DIRECTIONS FOR THIS TASK
Reproduce the lines of the material exactly, excluding every image.

COLLECTED MATERIAL
## START
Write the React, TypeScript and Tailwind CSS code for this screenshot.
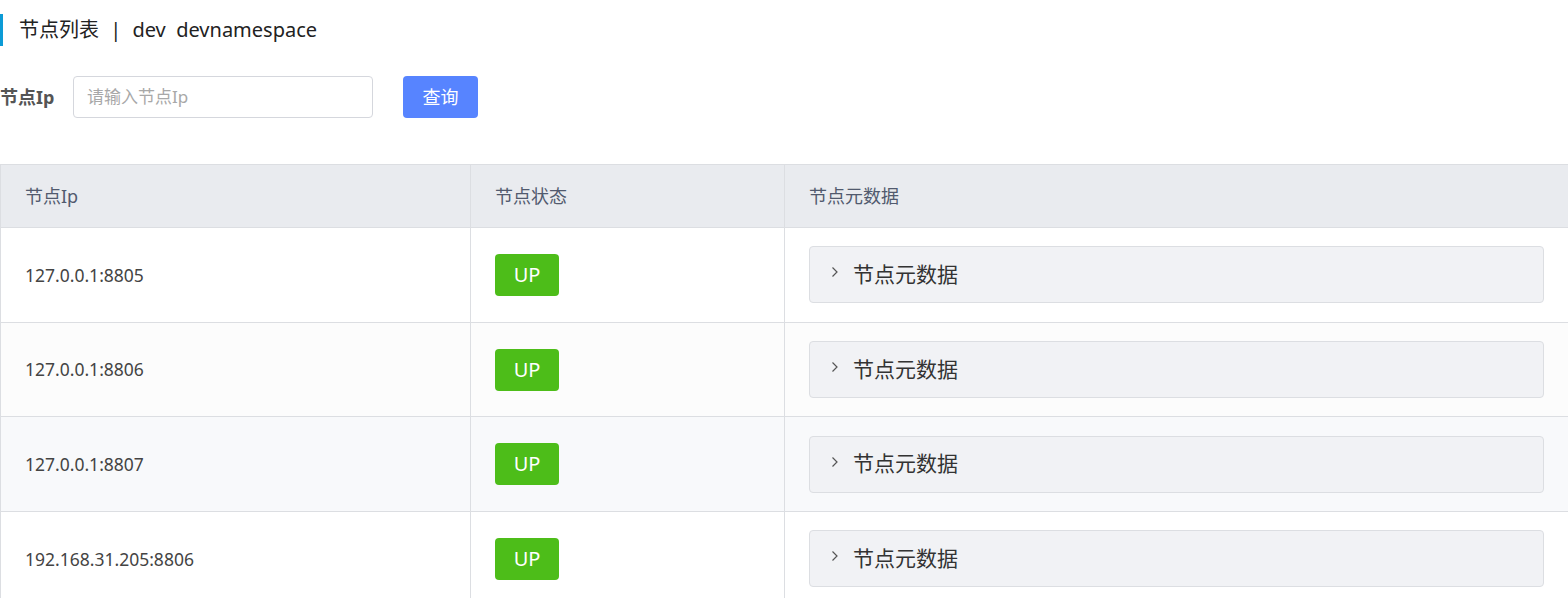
import React from "react";

const rows = [
  { ip: "127.0.0.1:8805", bg: "bg-white" },
  { ip: "127.0.0.1:8806", bg: "bg-[#fcfcfc]" },
  { ip: "127.0.0.1:8807", bg: "bg-[#f8f9fb]" },
  { ip: "192.168.31.205:8806", bg: "bg-white" },
];

export default function App() {
  return (
    <div
      className="w-[1568px] h-[598px] overflow-hidden bg-white text-[#333]"
      style={{ fontFamily: '"Noto Sans", "Noto Sans CJK SC", sans-serif' }}
    >
      <div className="pt-[14px] flex items-stretch h-[46px]">
        <div className="w-[3px] bg-[#0c9bd6]" />
        <div className="pl-[16px] text-[20px] leading-[32px] text-[#222] whitespace-pre">
          节点列表 <span className="px-[6px]">|</span> dev{"  "}devnamespace
        </div>
      </div>

      <div className="mt-[30px] flex items-center h-[42px]">
        <div className="w-[73px] text-[18px] font-bold text-[#555]">节点Ip</div>
        <div className="w-[300px] h-[42px] border border-[#d5d7dd] rounded-[4px] flex items-center pl-[13px] text-[17px] text-[#a8a8a8]">
          请输入节点Ip
        </div>
        <button className="ml-[30px] w-[75px] h-[42px] rounded-[4px] bg-[#5784ff] text-white text-[18px]">
          查询
        </button>
      </div>

      <div className="mt-[46px] border-t border-[#dcdee2]">
        <div className="flex h-[63px] bg-[#e9ebef] border-b border-[#dcdee2] border-l text-[18px] text-[#515a6e]">
          <div className="w-[470px] border-r border-[#dcdee2] pl-[24px] flex items-center">节点Ip</div>
          <div className="w-[314px] border-r border-[#dcdee2] pl-[24px] flex items-center">节点状态</div>
          <div className="flex-1 pl-[24px] flex items-center">节点元数据</div>
        </div>
        {rows.map((r) => (
          <div key={r.ip} className={`flex h-[94.7px] border-b border-l border-[#dcdee2] ${r.bg}`}>
            <div className="w-[470px] border-r border-[#dcdee2] pl-[24px] flex items-center text-[17.5px] text-[#444]">
              {r.ip}
            </div>
            <div className="w-[314px] border-r border-[#dcdee2] pl-[24px] flex items-center">
              <div className="w-[64px] h-[42px] rounded-[4px] bg-[#4dbd19] text-white text-[20px] flex items-center justify-center">
                UP
              </div>
            </div>
            <div className="flex-1 pl-[24px] pr-[24px] flex items-center">
              <div className="w-full h-[57px] rounded-[4px] border border-[#dcdee2] bg-[#f1f2f5] flex items-center pl-[19px]">
                <svg width="12" height="14" viewBox="0 0 12 14" className="mr-[12px] -mt-[5px]">
                  <path d="M3.5 2.5 L8 7 L3.5 11.5" fill="none" stroke="#555" strokeWidth="1.2" />
                </svg>
                <span className="text-[21px] text-[#333]">节点元数据</span>
              </div>
            </div>
          </div>
        ))}
      </div>
    </div>
  );
}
## END
FULL OUTPUT
Write the React, TypeScript and Tailwind CSS code for this screenshot.
import React from "react";

const rows = [
  { ip: "127.0.0.1:8805", bg: "bg-white" },
  { ip: "127.0.0.1:8806", bg: "bg-[#fcfcfc]" },
  { ip: "127.0.0.1:8807", bg: "bg-[#f8f9fb]" },
  { ip: "192.168.31.205:8806", bg: "bg-white" },
];

export default function App() {
  return (
    <div
      className="w-[1568px] h-[598px] overflow-hidden bg-white text-[#333]"
      style={{ fontFamily: '"Noto Sans", "Noto Sans CJK SC", sans-serif' }}
    >
      <div className="pt-[14px] flex items-stretch h-[46px]">
        <div className="w-[3px] bg-[#0c9bd6]" />
        <div className="pl-[16px] text-[20px] leading-[32px] text-[#222] whitespace-pre">
          节点列表 <span className="px-[6px]">|</span> dev{"  "}devnamespace
        </div>
      </div>

      <div className="mt-[30px] flex items-center h-[42px]">
        <div className="w-[73px] text-[18px] font-bold text-[#555]">节点Ip</div>
        <div className="w-[300px] h-[42px] border border-[#d5d7dd] rounded-[4px] flex items-center pl-[13px] text-[17px] text-[#a8a8a8]">
          请输入节点Ip
        </div>
        <button className="ml-[30px] w-[75px] h-[42px] rounded-[4px] bg-[#5784ff] text-white text-[18px]">
          查询
        </button>
      </div>

      <div className="mt-[46px] border-t border-[#dcdee2]">
        <div className="flex h-[63px] bg-[#e9ebef] border-b border-[#dcdee2] border-l text-[18px] text-[#515a6e]">
          <div className="w-[470px] border-r border-[#dcdee2] pl-[24px] flex items-center">节点Ip</div>
          <div className="w-[314px] border-r border-[#dcdee2] pl-[24px] flex items-center">节点状态</div>
          <div className="flex-1 pl-[24px] flex items-center">节点元数据</div>
        </div>
        {rows.map((r) => (
          <div key={r.ip} className={`flex h-[94.7px] border-b border-l border-[#dcdee2] ${r.bg}`}>
            <div className="w-[470px] border-r border-[#dcdee2] pl-[24px] flex items-center text-[17.5px] text-[#444]">
              {r.ip}
            </div>
            <div className="w-[314px] border-r border-[#dcdee2] pl-[24px] flex items-center">
              <div className="w-[64px] h-[42px] rounded-[4px] bg-[#4dbd19] text-white text-[20px] flex items-center justify-center">
                UP
              </div>
            </div>
            <div className="flex-1 pl-[24px] pr-[24px] flex items-center">
              <div className="w-full h-[57px] rounded-[4px] border border-[#dcdee2] bg-[#f1f2f5] flex items-center pl-[19px]">
                <svg width="12" height="14" viewBox="0 0 12 14" className="mr-[12px] -mt-[5px]">
                  <path d="M3.5 2.5 L8 7 L3.5 11.5" fill="none" stroke="#555" strokeWidth="1.2" />
                </svg>
                <span className="text-[21px] text-[#333]">节点元数据</span>
              </div>
            </div>
          </div>
        ))}
      </div>
    </div>
  );
}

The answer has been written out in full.